### Goal
Only lines with the string "styles" matter here; gather them from the material below.

>> begin Data excerpt

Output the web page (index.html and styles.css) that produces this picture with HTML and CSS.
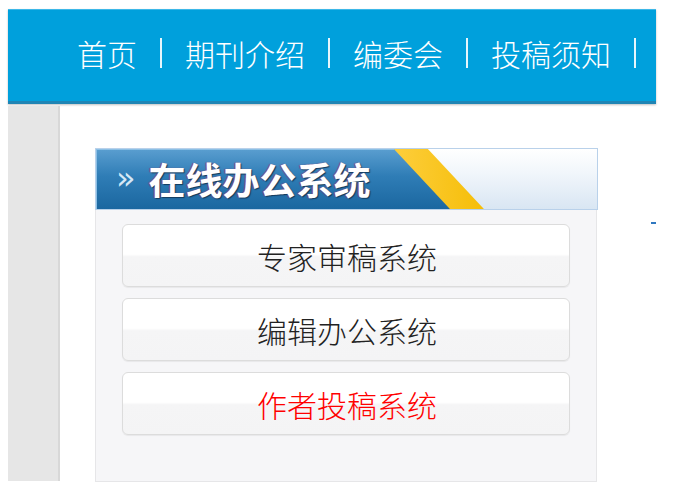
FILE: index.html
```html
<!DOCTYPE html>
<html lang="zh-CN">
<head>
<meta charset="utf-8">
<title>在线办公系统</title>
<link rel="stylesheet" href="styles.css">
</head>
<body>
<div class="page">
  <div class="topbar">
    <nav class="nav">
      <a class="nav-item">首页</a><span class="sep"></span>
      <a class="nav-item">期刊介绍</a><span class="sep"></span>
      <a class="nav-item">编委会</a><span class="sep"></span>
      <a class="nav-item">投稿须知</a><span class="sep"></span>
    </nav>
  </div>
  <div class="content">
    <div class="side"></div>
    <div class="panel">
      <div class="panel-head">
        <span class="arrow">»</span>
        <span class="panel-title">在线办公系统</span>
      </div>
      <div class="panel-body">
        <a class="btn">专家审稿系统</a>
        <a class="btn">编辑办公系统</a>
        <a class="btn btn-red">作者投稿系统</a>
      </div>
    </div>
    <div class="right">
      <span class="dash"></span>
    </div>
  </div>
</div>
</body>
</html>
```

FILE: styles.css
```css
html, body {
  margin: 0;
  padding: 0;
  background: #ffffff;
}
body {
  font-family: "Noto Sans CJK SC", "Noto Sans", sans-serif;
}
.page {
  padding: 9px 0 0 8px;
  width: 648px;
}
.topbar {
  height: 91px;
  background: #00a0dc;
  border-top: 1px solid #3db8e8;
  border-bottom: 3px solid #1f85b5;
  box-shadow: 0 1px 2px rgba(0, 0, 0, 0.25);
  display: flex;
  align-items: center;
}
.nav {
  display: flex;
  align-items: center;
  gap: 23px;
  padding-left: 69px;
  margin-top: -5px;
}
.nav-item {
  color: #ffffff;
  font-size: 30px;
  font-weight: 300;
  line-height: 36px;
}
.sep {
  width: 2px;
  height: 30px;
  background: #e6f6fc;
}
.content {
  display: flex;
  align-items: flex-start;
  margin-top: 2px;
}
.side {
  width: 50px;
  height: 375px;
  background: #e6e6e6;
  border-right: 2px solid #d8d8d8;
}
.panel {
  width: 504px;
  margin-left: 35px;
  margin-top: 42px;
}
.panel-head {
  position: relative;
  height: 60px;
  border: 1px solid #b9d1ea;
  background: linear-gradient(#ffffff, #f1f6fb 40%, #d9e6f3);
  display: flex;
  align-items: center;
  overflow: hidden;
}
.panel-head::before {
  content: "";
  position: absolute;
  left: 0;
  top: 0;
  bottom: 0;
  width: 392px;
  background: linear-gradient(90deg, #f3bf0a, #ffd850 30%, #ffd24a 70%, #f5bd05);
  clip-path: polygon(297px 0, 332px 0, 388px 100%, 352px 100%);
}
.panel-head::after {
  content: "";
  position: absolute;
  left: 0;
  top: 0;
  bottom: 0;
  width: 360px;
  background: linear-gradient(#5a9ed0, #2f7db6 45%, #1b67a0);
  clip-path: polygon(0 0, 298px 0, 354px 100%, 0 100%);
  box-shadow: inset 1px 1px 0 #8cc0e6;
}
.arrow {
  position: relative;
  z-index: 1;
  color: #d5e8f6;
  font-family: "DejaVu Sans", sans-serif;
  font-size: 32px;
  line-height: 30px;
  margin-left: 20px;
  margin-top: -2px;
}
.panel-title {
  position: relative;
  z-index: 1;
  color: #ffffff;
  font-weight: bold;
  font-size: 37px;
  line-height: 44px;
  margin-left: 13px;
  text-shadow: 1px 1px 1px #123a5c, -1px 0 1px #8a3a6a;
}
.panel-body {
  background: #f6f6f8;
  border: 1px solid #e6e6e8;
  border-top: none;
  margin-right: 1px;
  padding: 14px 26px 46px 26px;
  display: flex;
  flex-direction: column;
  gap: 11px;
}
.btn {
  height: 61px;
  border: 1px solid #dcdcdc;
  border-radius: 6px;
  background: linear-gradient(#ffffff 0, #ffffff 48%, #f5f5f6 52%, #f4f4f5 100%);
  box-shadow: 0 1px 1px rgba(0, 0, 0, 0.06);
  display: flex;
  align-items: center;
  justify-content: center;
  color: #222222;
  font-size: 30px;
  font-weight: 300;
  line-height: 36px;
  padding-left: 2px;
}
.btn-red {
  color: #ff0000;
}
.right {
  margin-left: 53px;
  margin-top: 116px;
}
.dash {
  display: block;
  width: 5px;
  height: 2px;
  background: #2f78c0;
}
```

>> end Data excerpt

### Correct response
Output the web page (index.html and styles.css) that produces this picture with HTML and CSS.
<link rel="stylesheet" href="styles.css">
FILE: styles.css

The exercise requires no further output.